Com todos estes fatores ponderados, Passos considera que o processo das sanções "diz bastante da grande desorientação que existe em Bruxelas face a estas matérias e da prática seguida pelo atual governo", cuja retórica política diz ser "cínica".
Uma questão de tempo
O anterior primeiro-ministro faz ainda duras críticas aos argumentos da Comissão Europeia para justificar o castigo aplicado a Portugal por ter ficado duas décimas acima do limite do défice definido no Pacto de Estabilidade. O líder da oposição diz que não fazem sentido se o que se pretende é que funcionem como uma espécie de aviso para o país apresentar um Orçamento do Estado para 2017 que garanta cortes adicionais no défice e a manutenção da trajetória descendente.
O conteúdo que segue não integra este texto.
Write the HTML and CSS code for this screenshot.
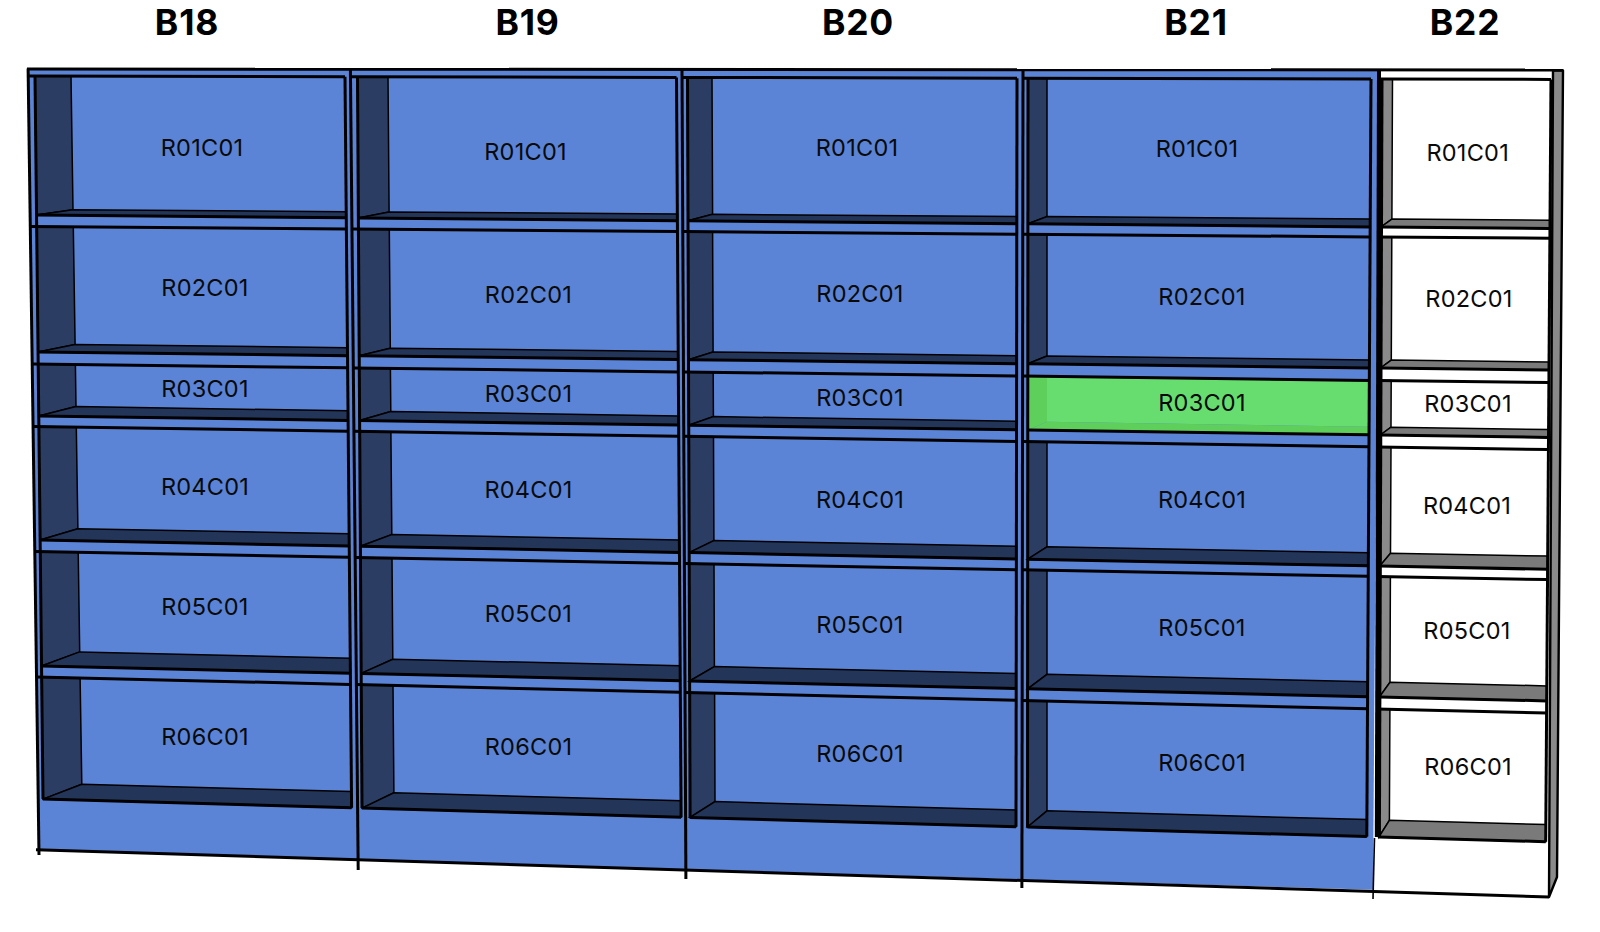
FILE: index.html
```html
<!DOCTYPE html>
<html lang="en">
<head>
<meta charset="utf-8">
<title>Bays</title>
<link rel="stylesheet" href="styles.css">
</head>
<body>
<svg class="rack" id="rack" width="1600" height="932" viewBox="0 0 1600 932" xmlns="http://www.w3.org/2000/svg">
  <g id="shapes"></g>
  <g class="heads">
    <text x="187" y="22.5">B18</text>
    <text x="527.5" y="22.5">B19</text>
    <text x="858" y="22.5">B20</text>
    <text x="1196" y="22.5">B21</text>
    <text x="1465" y="22.5">B22</text>
  </g>
  <g class="labels">
    <text x="202" y="147">R01C01</text>
    <text x="205" y="287">R02C01</text>
    <text x="205" y="388">R03C01</text>
    <text x="205" y="486">R04C01</text>
    <text x="205" y="606.5">R05C01</text>
    <text x="205" y="736">R06C01</text>

    <text x="525.5" y="151">R01C01</text>
    <text x="528.5" y="294">R02C01</text>
    <text x="528.5" y="393">R03C01</text>
    <text x="528.5" y="489">R04C01</text>
    <text x="528.5" y="613">R05C01</text>
    <text x="528.5" y="746">R06C01</text>

    <text x="857" y="147">R01C01</text>
    <text x="860" y="293">R02C01</text>
    <text x="860" y="397">R03C01</text>
    <text x="860" y="499">R04C01</text>
    <text x="860" y="624.5">R05C01</text>
    <text x="860" y="753">R06C01</text>

    <text x="1197" y="148">R01C01</text>
    <text x="1202" y="296">R02C01</text>
    <text x="1202" y="402">R03C01</text>
    <text x="1202" y="499">R04C01</text>
    <text x="1202" y="627.5">R05C01</text>
    <text x="1202" y="762">R06C01</text>

    <text x="1467.7" y="152">R01C01</text>
    <text x="1469" y="298">R02C01</text>
    <text x="1468" y="403.5">R03C01</text>
    <text x="1467" y="505">R04C01</text>
    <text x="1467" y="630.5">R05C01</text>
    <text x="1468" y="766">R06C01</text>
  </g>
</svg>
<script src="shelves.js"></script>
</body>
</html>
```

FILE: styles.css
```css
html, body {
  margin: 0;
  padding: 0;
  background: #ffffff;
}

.rack {
  display: block;
}

.heads text {
  font-family: Inter, "Liberation Sans", sans-serif;
  font-weight: 700;
  font-size: 35.5px;
  letter-spacing: 0.8px;
  fill: #000000;
  text-anchor: middle;
  dominant-baseline: central;
}

.labels text {
  font-family: Inter, "Liberation Sans", sans-serif;
  font-weight: 400;
  font-size: 23.5px;
  letter-spacing: 0.25px;
  fill: #0a0a0a;
  text-anchor: middle;
  dominant-baseline: central;
}

.body-blue { fill: #5b84d6; }
.body-white { fill: #ffffff; }
.back-blue { fill: #5b84d6; }
.back-white { fill: #ffffff; }
.back-green { fill: #67dd70; }

.side-blue { fill: #2b3d63; stroke: #000000; stroke-width: 1.5; }
.floor-blue { fill: #24355a; stroke: #000000; stroke-width: 1.5; }
.side-white { fill: #8a8a8a; stroke: #000000; stroke-width: 1.5; }
.floor-white { fill: #7a7a7a; stroke: #000000; stroke-width: 1.5; }
.side-green, .floor-green { fill: #5ecf5a; }

.line { stroke: #000000; stroke-width: 3; fill: none; }
.line-thin { stroke: #000000; stroke-width: 1.6; fill: none; }
.line-heavy { stroke: #000000; stroke-width: 4; fill: none; }
.end-panel { fill: #8a8a8a; stroke: #000000; stroke-width: 2.4; stroke-linejoin: round; }
```

FILE: shelves.js
```js
// Shelf edges of a perspective drawing: each edge is a straight line across the
// whole rack, given by its y at x=40 and at x=1380.
var ROWS = [
  { top: [76, 79],       back: [209.5, 219], front: [215, 227] },
  { top: [226.5, 237],   back: [344, 360],   front: [352, 368] },
  { top: [364, 380.5],   back: [406, 427],   front: [416, 435] },
  { top: [426.5, 447],   back: [528, 553],   front: [540, 566] },
  { top: [551.5, 576.5], back: [651, 682],   front: [666, 697] },
  { top: [677, 709],     back: [783, 820],   front: [799, 837] }
];

// Upright edges of each bay: x at y=76 and at y=800.
var BAYS = [
  { tone: "blue",  outer: [28.2, 38.2],   inner: [35, 43],       back: [71, 82],       right: [345, 351.5], next: [350.5, 357.5] },
  { tone: "blue",  outer: [350.5, 357.5], inner: [357.5, 362],   back: [388, 394],     right: [676.5, 681], next: [682, 685.5] },
  { tone: "blue",  outer: [682, 685.5],   inner: [687.5, 690],   back: [712, 715],     right: [1017, 1016], next: [1023, 1022] },
  { tone: "blue",  outer: [1023, 1022],   inner: [1028, 1027.5], back: [1047, 1047],   right: [1371, 1367], next: [1379, 1376.2] },
  { tone: "white", outer: [1379, 1376.2], inner: [1381.5, 1379], back: [1392.5, 1389.5], right: [1551, 1546], next: [1553, 1550] }
];

var GREEN = { bay: 3, row: 2 };
var NS = "http://www.w3.org/2000/svg";
var root = document.getElementById("shapes");

function lineY(edge, x) {
  return edge[0] + (edge[1] - edge[0]) * (x - 40) / 1340;
}
function lineX(edge, y) {
  return edge[0] + (edge[1] - edge[0]) * (y - 76) / 724;
}
// Point where an upright meets a shelf edge.
function at(upright, shelf) {
  var x = lineX(upright, lineY(shelf, upright[0]));
  return [x, lineY(shelf, x)];
}
function add(tag, cls, attrs) {
  var el = document.createElementNS(NS, tag);
  el.setAttribute("class", cls);
  Object.keys(attrs).forEach(function (k) { el.setAttribute(k, attrs[k]); });
  root.appendChild(el);
}
function poly(cls, pts) {
  add("polygon", cls, { points: pts.map(function (p) { return p[0].toFixed(1) + "," + p[1].toFixed(1); }).join(" ") });
}
function seg(cls, a, b) {
  add("line", cls, { x1: a[0].toFixed(1), y1: a[1].toFixed(1), x2: b[0].toFixed(1), y2: b[1].toFixed(1) });
}

var TOP_LINE = [69, 70];
var BOTTOM_LINE = [850.2, 890];

BAYS.forEach(function (bay, b) {
  var last = b === BAYS.length - 1;
  var tl = [lineX(bay.outer, 69), lineY(TOP_LINE, bay.outer[0])];
  var tr = [lineX(bay.next, 70), lineY(TOP_LINE, bay.next[0])];
  var brX = last ? 1549 : (b === 3 ? 1373 : lineX(bay.next, 861));
  var blX = b === 4 ? 1373 : lineX(bay.outer, 855);
  var body = [tl, tr];
  if (b === 3) { body.push([1376, 837]); }
  body.push([brX, lineY(BOTTOM_LINE, brX)]);
  body.push([blX, lineY(BOTTOM_LINE, blX)]);
  poly("body-" + bay.tone, body);

  ROWS.forEach(function (row, r) {
    var green = b === GREEN.bay && r === GREEN.row;
    var tone = green ? "green" : bay.tone;
    var a = at(bay.inner, row.top);
    var c = at(bay.back, row.top);
    var d = at(bay.back, row.back);
    var e = at(bay.inner, row.front);
    var f = at(bay.right, row.top);
    var g = at(bay.right, row.back);
    var h = at(bay.right, row.front);
    poly("back-" + tone, [c, f, g, d]);
    poly("side-" + tone, [a, c, d, e]);
    poly("floor-" + tone, [d, g, h, e]);
    seg("line", at(bay.outer, row.top), f);
    seg("line", e, h);
  });

  var first = ROWS[0].top;
  var final = ROWS[ROWS.length - 1].front;
  seg(bay.tone === "white" ? "line-heavy" : "line", at(bay.inner, first), at(bay.inner, final));
  seg("line", at(bay.right, first), at(bay.right, final));
});

// Upright dividers, running past the bottom edge.
BAYS.slice(0, 4).forEach(function (bay, b) {
  var base = b === 0 ? 855 : 870 + (b - 1) * 9;
  seg("line", [lineX(bay.outer, 68), 68.5 + b * 0.3], [lineX(bay.outer, base), base]);
});
seg("line-thin", [1374.5, 838], [1373, 899]);
seg("line-heavy", [1379, 70], [1376.8, 837]);

// End panel of the last bay.
poly("end-panel", [[1553, 70.5], [1563, 70.5], [1557, 877], [1549, 897]]);

// Top and bottom edges of the whole rack.
seg("line", [27, 69], [1563, 70]);
seg("line", [36, 849.7], [1549, 897]);
```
"Não é possível dizer que se está a sancionar o passado, mas que não há sanções se houver medidas que corrijam a trajetória deste ano", afirma Pedro Passos Coelho na entrevista ao DN e à TSF. "Não se entende. Ou a análise é sobre o passado e há multas, ou então o problema é a trajetória que está a ser seguida e não se vai invocar o passado." E conclui: "Não entendo o que se está a passar."